The queue of expectant travellers stretched down the entire length of the departure area, almost to the central court where the coffee stand sits. "Anyone going to Sydney?" asked an attendant dressed in fluorescent yellow. We made our way through the line of Melbourne-bound travellers and approached the desk, ticket receipt ready.

Then we had a coffee.

After a few minutes we parted and I left the air terminal into the darkness and rain. Outside, buses had started arriving. They formed a queue against the kerb. A few passengers from the cancelled flight JQ799 were getting on the buses. I assumed that the earlier queue had been for those passengers to collect sleepover vouchers from the airline - Jetstar - in preparation for staying overnight at a local hotel.

I wondered if there were enough vacant rooms locally to accomodate the whole queue of passengers.

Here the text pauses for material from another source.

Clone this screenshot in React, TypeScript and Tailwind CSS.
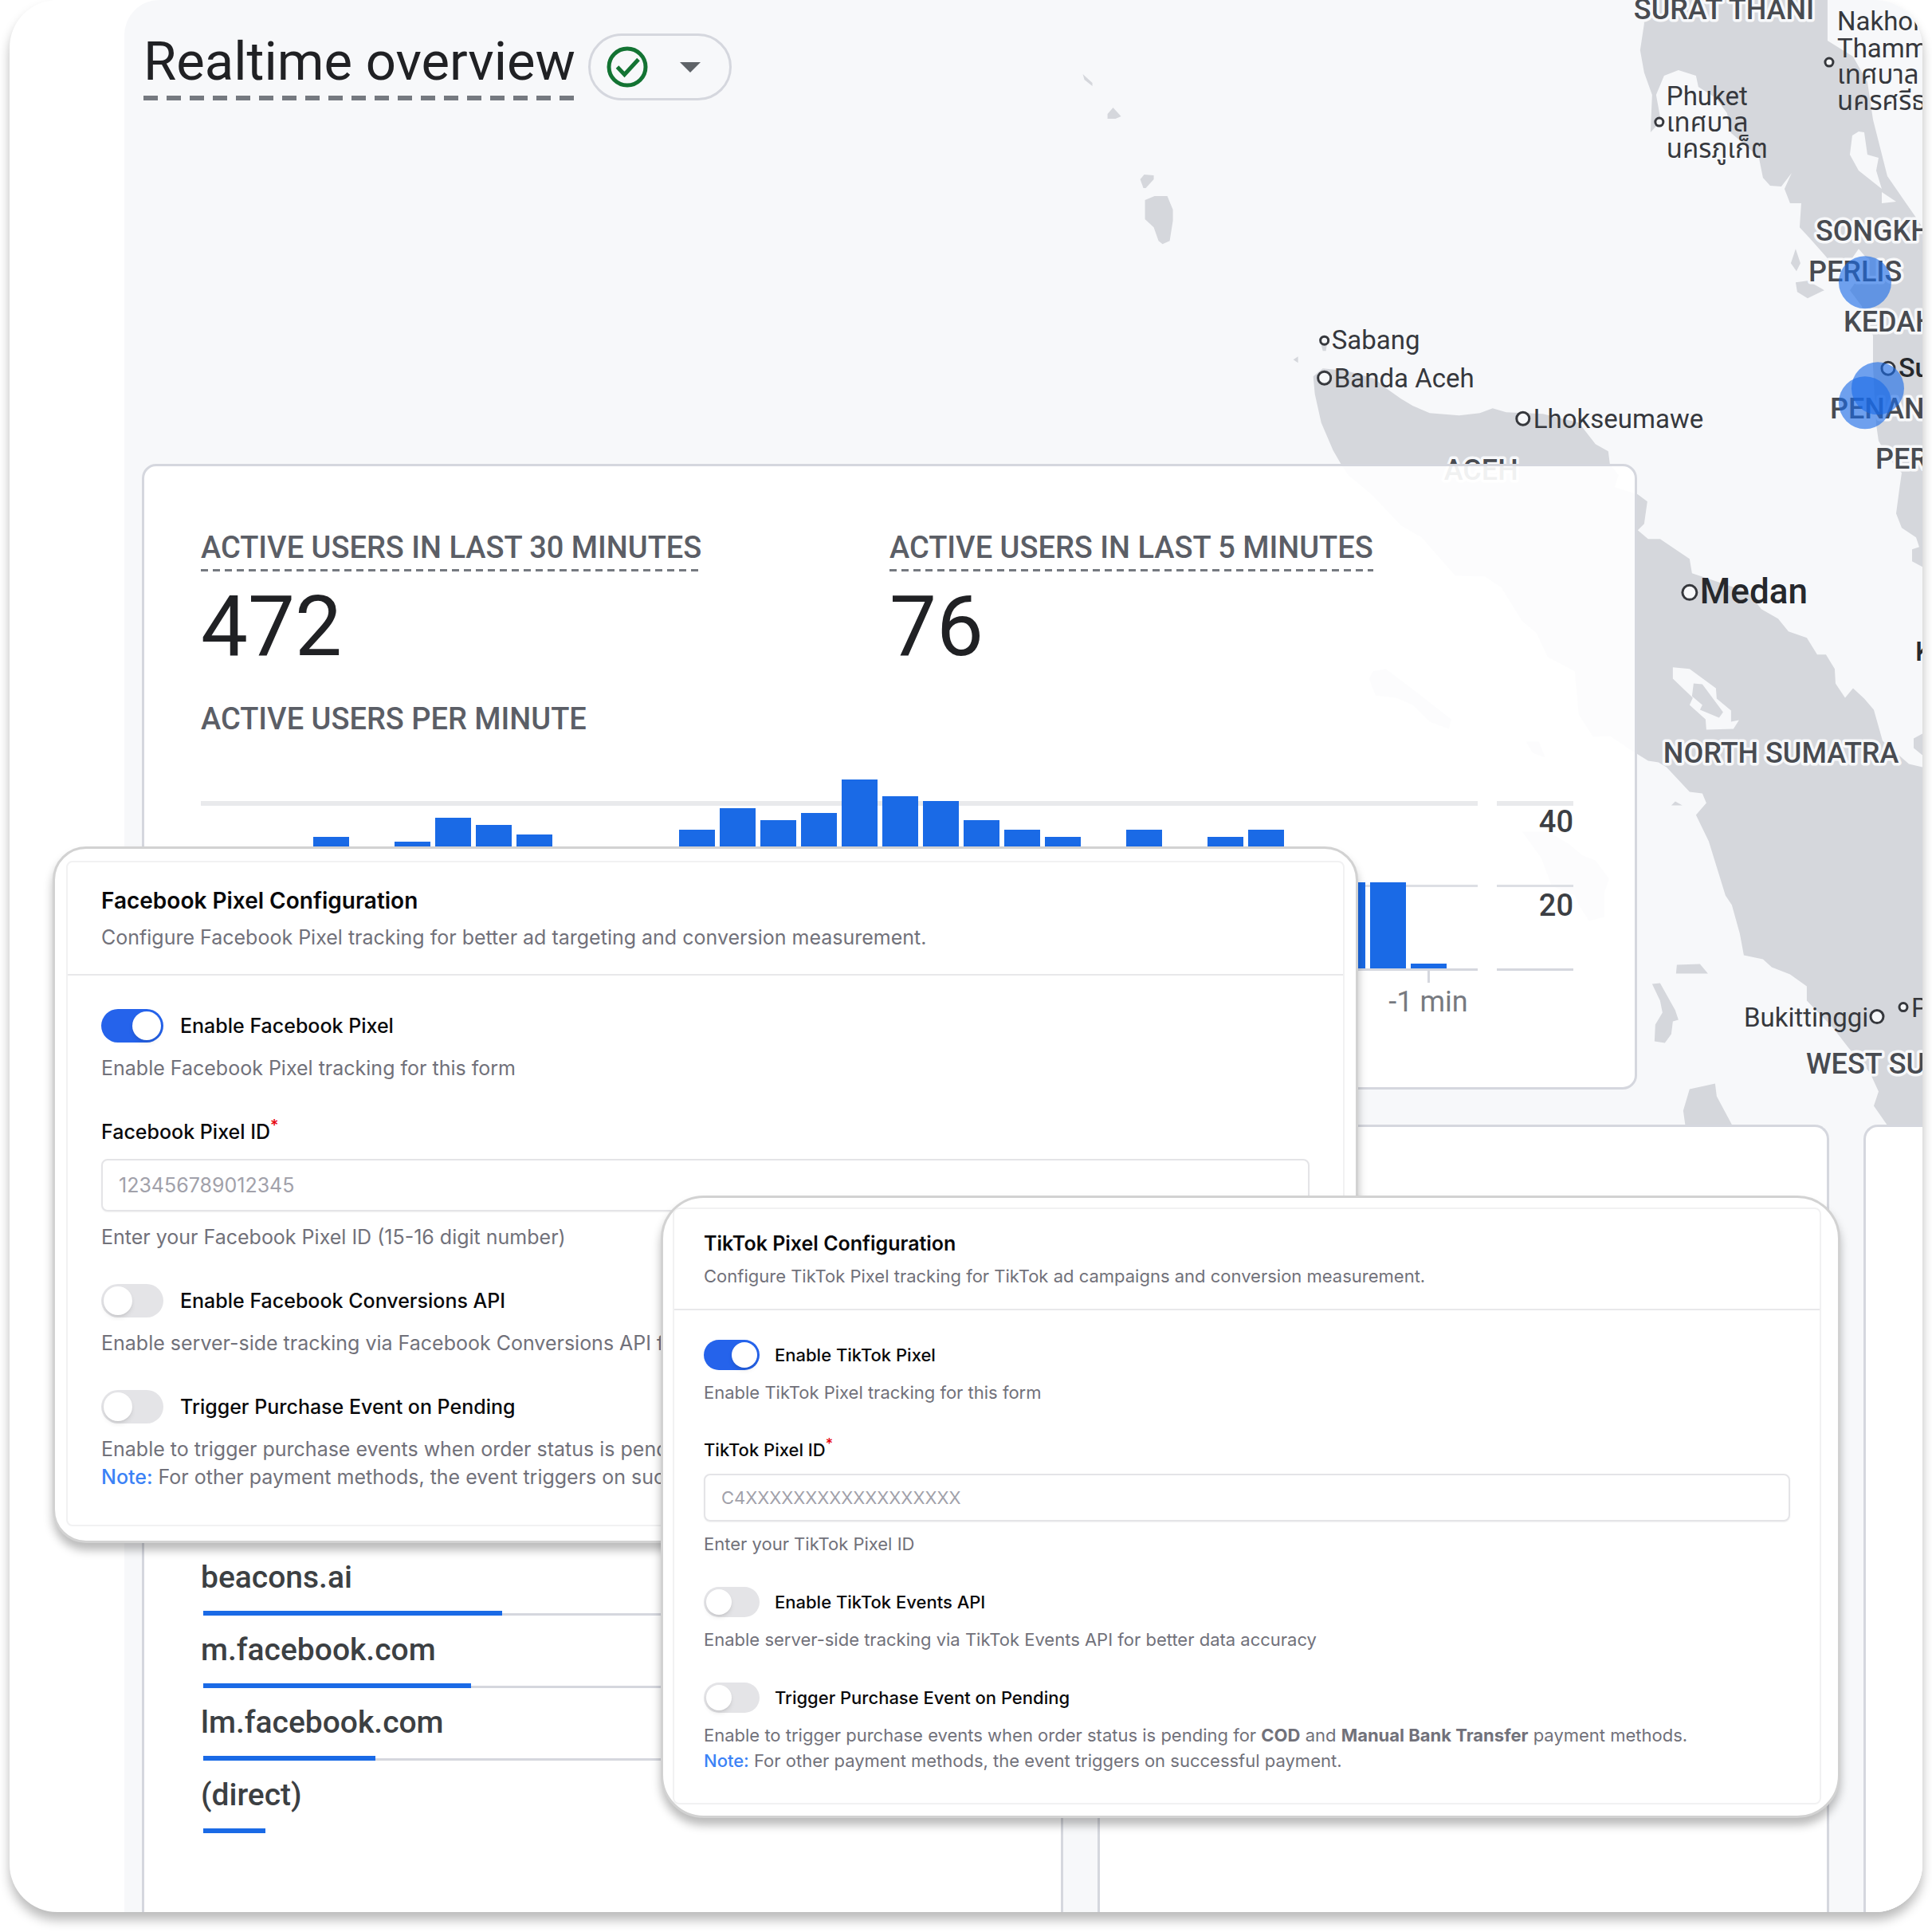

The next morning I told mum about the waiting passengers. "Good story," she said. The story did not make the paper, however.

What kind of news can you make in a small town? It's an interesting question, and one I'll be forced to answer in coming months as I set up shop on the Sunshine Coast. If a cancelled flight is no cause for a story, why is a bird on a rock?

A motorist passing through Mooloolabah stops the car and parks, alights, and rushes back with a camera ready to snap shots of an osprey perched on a rock by the water's edge. They're great pictures, but I think a cancelled flight is more interesting. There are many issues. What kind of aircraft was it? Where was the last major service done? The weather - rainy for three days - is also a point of discussion of interest to local readers.

I see a story in The Sunshine Coast Daily - the local paper - about a flooded intersection, with a photo showing a car negotiating the flowing waters. Surely a cancelled flight would be news in a place where a flooded intersection is cause for a 200-word story?